> TASK DESCRIPTION
Select all lines with the string "components" in them, and copy those lines.

************

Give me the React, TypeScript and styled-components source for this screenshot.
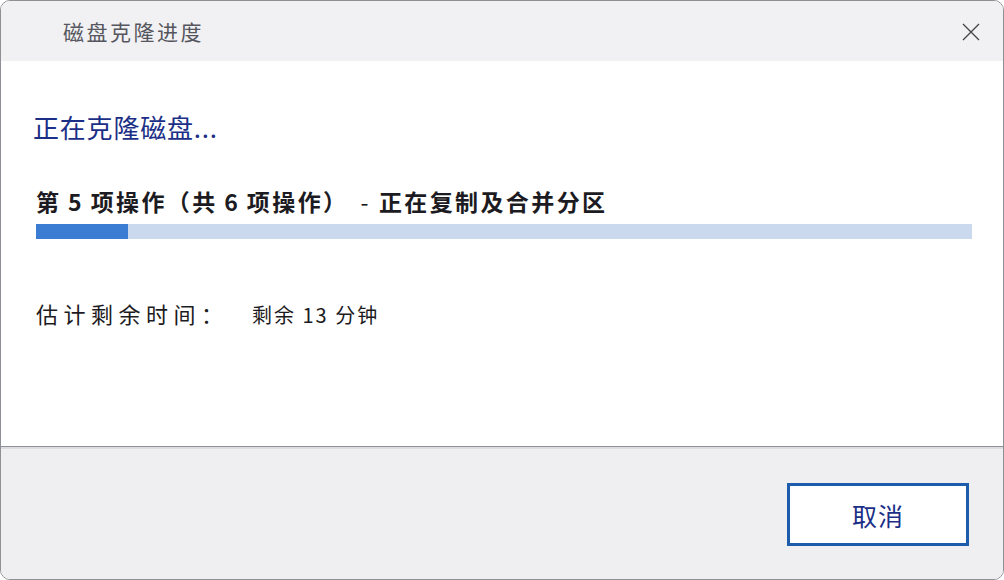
import styled, { createGlobalStyle } from 'styled-components';

const GlobalStyle = createGlobalStyle`
  html, body {
    margin: 0;
    padding: 0;
    background: #ffffff;
  }
  body {
    font-family: "Noto Sans CJK SC", "Noto Sans", sans-serif;
    text-spacing-trim: space-all;
  }
`;

type Step = {
  current: number;
  total: number;
  label: string;
};

const step: Step = { current: 5, total: 6, label: '正在复制及合并分区' };
const progress = 0.098;

function App () {
  return (
    <>
      <GlobalStyle />
      <Window>
        <TitleBar>
          <Title>磁盘克隆进度</Title>
          <CloseButton aria-label="关闭">
            <svg width="20" height="20" viewBox="0 0 20 20">
              <path d="M2 2 L18 18 M18 2 L2 18" stroke="#444" strokeWidth="1.3" fill="none" />
            </svg>
          </CloseButton>
        </TitleBar>

        <Body>
          <Heading>正在克隆磁盘...</Heading>

          <StepLine>
            第 {step.current} 项操作（共 {step.total} 项操作）<Dash>-</Dash>{step.label}
          </StepLine>
          <ProgressTrack>
            <ProgressFill style={{ width: `${progress * 100}%` }} />
          </ProgressTrack>

          <TimeRow>
            <TimeLabel>估计剩余时间：</TimeLabel>
            <TimeValue>剩余 13 分钟</TimeValue>
          </TimeRow>
        </Body>

        <Footer>
          <CancelButton>取消</CancelButton>
        </Footer>
      </Window>
    </>
  );
}

const Window = styled.div`
  width: 1004px;
  height: 580px;
  box-sizing: border-box;
  border: 1.5px solid #8f8f96;
  border-radius: 10px;
  overflow: hidden;
  display: flex;
  flex-direction: column;
  background: #ffffff;
`;

const TitleBar = styled.div`
  height: 60px;
  flex-shrink: 0;
  background: #f1f1f3;
  display: flex;
  align-items: center;
  justify-content: space-between;
  padding: 0 20px 0 62px;
`;

const Title = styled.span`
  font-size: 21px;
  letter-spacing: 2.5px;
  color: #56565e;
`;

const CloseButton = styled.button`
  border: none;
  background: none;
  padding: 0;
  width: 24px;
  height: 24px;
  display: grid;
  place-items: center;
  margin-top: 2px;
`;

const Body = styled.div`
  flex: 1;
  background: #ffffff;
  padding: 0 31px 0 35px;
  display: flex;
  flex-direction: column;
  border-bottom: 1px solid #8f8f96;
`;

const Heading = styled.h1`
  margin: 48px 0 0 -3px;
  font-size: 26px;
  font-weight: 400;
  letter-spacing: 0.8px;
  line-height: 36px;
  color: #1b2f86;
`;

const StepLine = styled.div`
  margin-top: 41px;
  font-size: 23px;
  font-weight: 700;
  letter-spacing: 2.4px;
  word-spacing: -1px;
  line-height: 30px;
  color: #1d1b22;
`;

const Dash = styled.span`
  font-weight: 400;
  margin: 0 8px 0 12px;
`;

const ProgressTrack = styled.div`
  margin-top: 8px;
  height: 15px;
  background: #cbd9ef;
`;

const ProgressFill = styled.div`
  height: 100%;
  background: #3a7dd2;
`;

const TimeRow = styled.div`
  margin-top: 58px;
  display: flex;
  align-items: baseline;
  color: #1d1b22;
`;

const TimeLabel = styled.span`
  font-size: 22px;
  letter-spacing: 5.5px;
  width: 216px;
`;

const TimeValue = styled.span`
  font-size: 20px;
  letter-spacing: 2px;
`;

const Footer = styled.div`
  height: 132px;
  flex-shrink: 0;
  box-sizing: border-box;
  background: #efeff1;
  border-top: 2px solid #dcdde3;
  display: flex;
  justify-content: flex-end;
  align-items: flex-start;
  padding: 34px 34px 0 0;
`;

const CancelButton = styled.button`
  width: 182px;
  height: 63px;
  box-sizing: border-box;
  border: 3px solid #1d5caa;
  background: #ffffff;
  color: #1b2f86;
  font-family: "Noto Sans CJK SC", "Noto Sans", sans-serif;
  font-size: 25px;
  letter-spacing: 1px;
  cursor: pointer;
`;

export default App;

************

> RESPONSE TO THE TASK
Give me the React, TypeScript and styled-components source for this screenshot.
import styled, { createGlobalStyle } from 'styled-components';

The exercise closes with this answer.